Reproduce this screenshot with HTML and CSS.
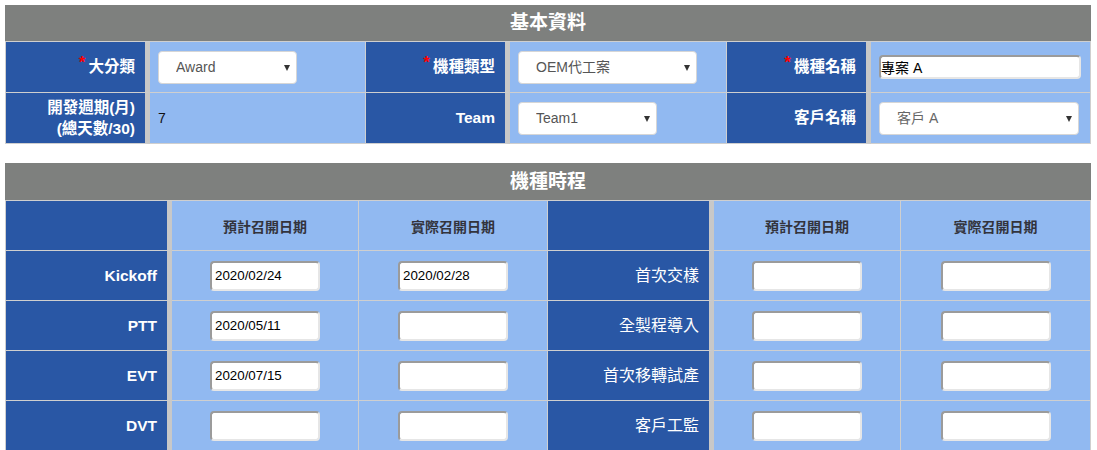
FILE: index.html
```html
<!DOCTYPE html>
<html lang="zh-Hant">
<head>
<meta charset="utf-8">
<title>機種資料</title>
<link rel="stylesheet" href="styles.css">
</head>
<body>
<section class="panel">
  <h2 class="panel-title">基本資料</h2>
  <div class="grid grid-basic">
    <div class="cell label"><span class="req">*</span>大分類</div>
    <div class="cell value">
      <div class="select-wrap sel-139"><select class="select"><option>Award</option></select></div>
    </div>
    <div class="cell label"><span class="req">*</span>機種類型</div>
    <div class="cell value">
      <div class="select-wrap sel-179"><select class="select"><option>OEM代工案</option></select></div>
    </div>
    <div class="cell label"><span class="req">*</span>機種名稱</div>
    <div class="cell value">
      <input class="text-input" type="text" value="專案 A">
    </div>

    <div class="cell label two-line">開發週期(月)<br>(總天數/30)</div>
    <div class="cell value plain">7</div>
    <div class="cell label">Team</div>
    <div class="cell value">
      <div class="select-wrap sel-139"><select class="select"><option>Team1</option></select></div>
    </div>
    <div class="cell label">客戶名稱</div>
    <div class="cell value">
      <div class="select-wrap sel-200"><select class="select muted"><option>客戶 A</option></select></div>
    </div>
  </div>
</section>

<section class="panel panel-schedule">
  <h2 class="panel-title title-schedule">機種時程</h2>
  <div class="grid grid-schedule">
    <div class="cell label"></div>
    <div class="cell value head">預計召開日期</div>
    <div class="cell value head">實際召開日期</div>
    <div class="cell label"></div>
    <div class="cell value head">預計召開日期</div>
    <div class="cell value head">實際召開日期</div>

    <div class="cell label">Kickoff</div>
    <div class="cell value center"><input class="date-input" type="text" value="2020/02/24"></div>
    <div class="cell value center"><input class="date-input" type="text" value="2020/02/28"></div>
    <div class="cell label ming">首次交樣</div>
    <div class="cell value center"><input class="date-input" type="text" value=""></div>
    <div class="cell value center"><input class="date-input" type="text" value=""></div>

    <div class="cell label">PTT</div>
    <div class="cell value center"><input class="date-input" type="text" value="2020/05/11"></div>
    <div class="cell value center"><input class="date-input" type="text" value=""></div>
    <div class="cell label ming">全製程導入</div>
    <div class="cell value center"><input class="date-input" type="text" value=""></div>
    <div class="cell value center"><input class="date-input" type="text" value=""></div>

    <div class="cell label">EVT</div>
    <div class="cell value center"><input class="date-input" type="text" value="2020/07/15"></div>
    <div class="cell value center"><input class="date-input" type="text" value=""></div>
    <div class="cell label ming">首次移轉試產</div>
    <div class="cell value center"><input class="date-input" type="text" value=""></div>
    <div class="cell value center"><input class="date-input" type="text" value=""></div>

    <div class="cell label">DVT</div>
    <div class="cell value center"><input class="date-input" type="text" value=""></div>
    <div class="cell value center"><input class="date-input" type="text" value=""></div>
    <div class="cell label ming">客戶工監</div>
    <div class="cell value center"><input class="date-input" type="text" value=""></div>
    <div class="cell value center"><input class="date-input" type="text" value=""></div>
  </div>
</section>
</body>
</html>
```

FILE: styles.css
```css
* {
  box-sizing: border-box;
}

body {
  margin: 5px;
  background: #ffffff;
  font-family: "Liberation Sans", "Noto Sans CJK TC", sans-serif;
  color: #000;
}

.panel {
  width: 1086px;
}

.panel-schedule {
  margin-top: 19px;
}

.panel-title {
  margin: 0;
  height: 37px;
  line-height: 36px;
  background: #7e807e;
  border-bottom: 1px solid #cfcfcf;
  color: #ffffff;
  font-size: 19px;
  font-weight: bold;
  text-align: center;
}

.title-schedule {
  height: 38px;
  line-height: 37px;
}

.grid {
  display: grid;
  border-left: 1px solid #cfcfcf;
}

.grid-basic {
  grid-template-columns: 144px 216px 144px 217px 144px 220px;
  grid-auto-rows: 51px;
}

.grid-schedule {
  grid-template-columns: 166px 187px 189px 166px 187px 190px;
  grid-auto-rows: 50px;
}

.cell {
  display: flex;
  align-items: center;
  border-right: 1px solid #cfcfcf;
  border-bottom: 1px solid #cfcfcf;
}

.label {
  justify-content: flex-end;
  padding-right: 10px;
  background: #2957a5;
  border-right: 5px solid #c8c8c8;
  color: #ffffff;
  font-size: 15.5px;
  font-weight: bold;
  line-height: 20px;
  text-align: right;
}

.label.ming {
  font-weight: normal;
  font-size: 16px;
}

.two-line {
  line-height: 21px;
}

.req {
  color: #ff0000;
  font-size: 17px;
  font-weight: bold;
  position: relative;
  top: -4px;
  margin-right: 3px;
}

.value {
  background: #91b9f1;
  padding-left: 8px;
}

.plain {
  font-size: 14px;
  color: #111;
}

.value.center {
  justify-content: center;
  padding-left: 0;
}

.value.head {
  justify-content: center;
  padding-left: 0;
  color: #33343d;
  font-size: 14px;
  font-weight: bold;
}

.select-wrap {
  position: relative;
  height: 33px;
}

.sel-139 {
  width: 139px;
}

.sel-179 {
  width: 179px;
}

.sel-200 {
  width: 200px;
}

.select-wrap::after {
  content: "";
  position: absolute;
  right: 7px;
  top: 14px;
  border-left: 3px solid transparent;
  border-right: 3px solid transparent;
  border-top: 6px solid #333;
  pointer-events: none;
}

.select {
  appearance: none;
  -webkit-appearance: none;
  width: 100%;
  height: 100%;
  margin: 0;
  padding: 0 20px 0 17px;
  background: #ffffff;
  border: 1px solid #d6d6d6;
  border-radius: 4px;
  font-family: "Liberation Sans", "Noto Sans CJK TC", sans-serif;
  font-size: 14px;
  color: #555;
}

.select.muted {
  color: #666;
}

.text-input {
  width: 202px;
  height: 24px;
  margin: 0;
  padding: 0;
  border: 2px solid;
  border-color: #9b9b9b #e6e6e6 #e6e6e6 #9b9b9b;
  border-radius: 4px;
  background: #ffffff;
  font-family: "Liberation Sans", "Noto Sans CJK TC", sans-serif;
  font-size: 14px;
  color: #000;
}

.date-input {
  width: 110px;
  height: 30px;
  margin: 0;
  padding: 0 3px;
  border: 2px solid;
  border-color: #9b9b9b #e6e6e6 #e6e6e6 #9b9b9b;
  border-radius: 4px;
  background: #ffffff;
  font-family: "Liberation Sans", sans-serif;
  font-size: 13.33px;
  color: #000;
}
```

**********

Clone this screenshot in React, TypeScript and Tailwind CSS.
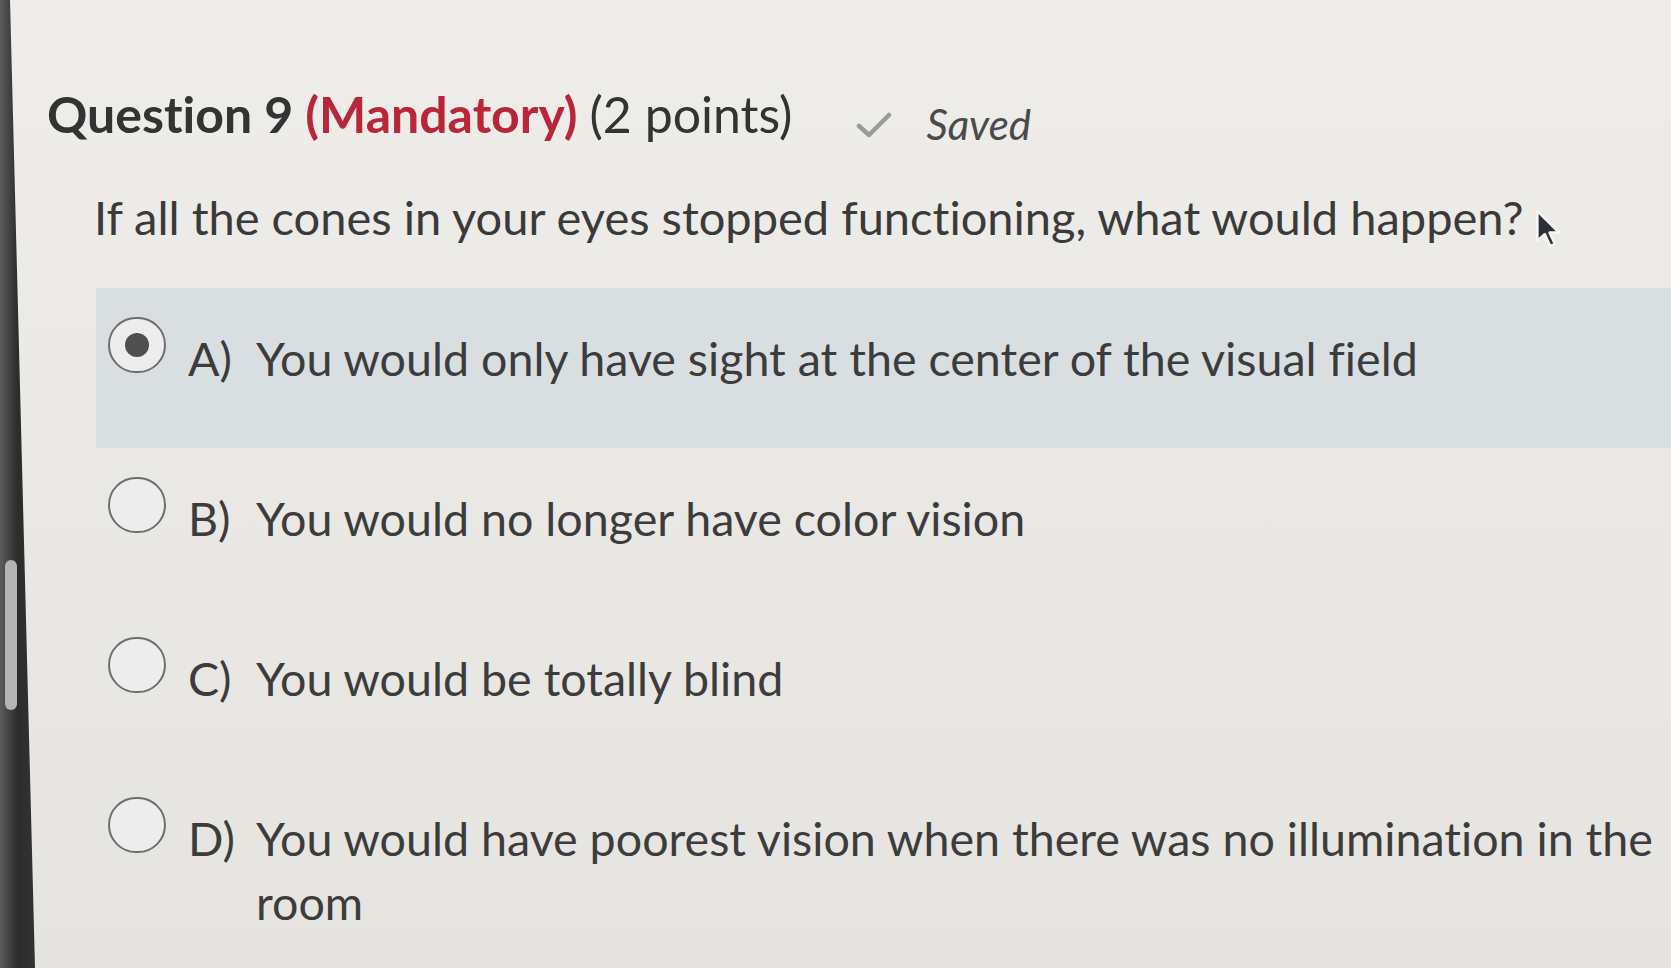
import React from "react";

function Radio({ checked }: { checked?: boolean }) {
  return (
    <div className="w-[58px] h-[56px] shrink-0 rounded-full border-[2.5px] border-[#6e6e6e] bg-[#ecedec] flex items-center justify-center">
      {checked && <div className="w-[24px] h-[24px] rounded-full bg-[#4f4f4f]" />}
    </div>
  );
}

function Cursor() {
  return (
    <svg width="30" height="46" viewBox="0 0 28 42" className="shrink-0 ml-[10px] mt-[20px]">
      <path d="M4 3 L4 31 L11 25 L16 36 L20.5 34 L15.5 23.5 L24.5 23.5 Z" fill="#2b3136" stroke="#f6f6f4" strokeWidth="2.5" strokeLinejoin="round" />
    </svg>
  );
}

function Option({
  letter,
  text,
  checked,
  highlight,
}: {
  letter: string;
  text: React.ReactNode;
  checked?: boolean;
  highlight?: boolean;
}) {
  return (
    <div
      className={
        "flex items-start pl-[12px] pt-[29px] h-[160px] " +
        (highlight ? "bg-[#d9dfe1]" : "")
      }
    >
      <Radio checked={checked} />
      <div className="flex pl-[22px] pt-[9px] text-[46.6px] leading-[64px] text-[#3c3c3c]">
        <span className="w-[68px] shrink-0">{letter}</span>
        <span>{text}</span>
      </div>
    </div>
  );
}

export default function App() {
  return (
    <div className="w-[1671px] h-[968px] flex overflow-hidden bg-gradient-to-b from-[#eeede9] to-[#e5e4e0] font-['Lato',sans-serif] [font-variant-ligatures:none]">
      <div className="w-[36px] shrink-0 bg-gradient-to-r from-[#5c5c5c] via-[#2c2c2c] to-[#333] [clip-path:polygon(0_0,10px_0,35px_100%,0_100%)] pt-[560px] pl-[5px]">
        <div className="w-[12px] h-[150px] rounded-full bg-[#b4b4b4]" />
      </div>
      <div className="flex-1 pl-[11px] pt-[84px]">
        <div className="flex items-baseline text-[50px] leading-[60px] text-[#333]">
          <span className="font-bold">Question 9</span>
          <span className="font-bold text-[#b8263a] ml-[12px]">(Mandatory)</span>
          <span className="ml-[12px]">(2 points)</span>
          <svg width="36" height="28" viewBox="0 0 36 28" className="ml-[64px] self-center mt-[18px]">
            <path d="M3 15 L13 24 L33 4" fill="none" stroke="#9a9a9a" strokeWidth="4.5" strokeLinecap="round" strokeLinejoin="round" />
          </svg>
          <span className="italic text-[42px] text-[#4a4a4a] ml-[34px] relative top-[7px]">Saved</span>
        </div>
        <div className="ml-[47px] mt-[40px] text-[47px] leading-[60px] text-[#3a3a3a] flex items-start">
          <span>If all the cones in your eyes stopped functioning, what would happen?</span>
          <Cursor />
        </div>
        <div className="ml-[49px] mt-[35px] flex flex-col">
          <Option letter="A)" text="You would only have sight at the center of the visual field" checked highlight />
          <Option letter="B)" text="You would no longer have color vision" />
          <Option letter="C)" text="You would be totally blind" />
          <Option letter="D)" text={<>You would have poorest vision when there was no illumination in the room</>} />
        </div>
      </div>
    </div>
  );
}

**********

(Written task): Above are some records. Reproduce the lines from the one with "Clone this screenshot" down to the one with "import React from", keeping both, and leave every picture out.

(Output):
Clone this screenshot in React, TypeScript and Tailwind CSS.
import React from "react";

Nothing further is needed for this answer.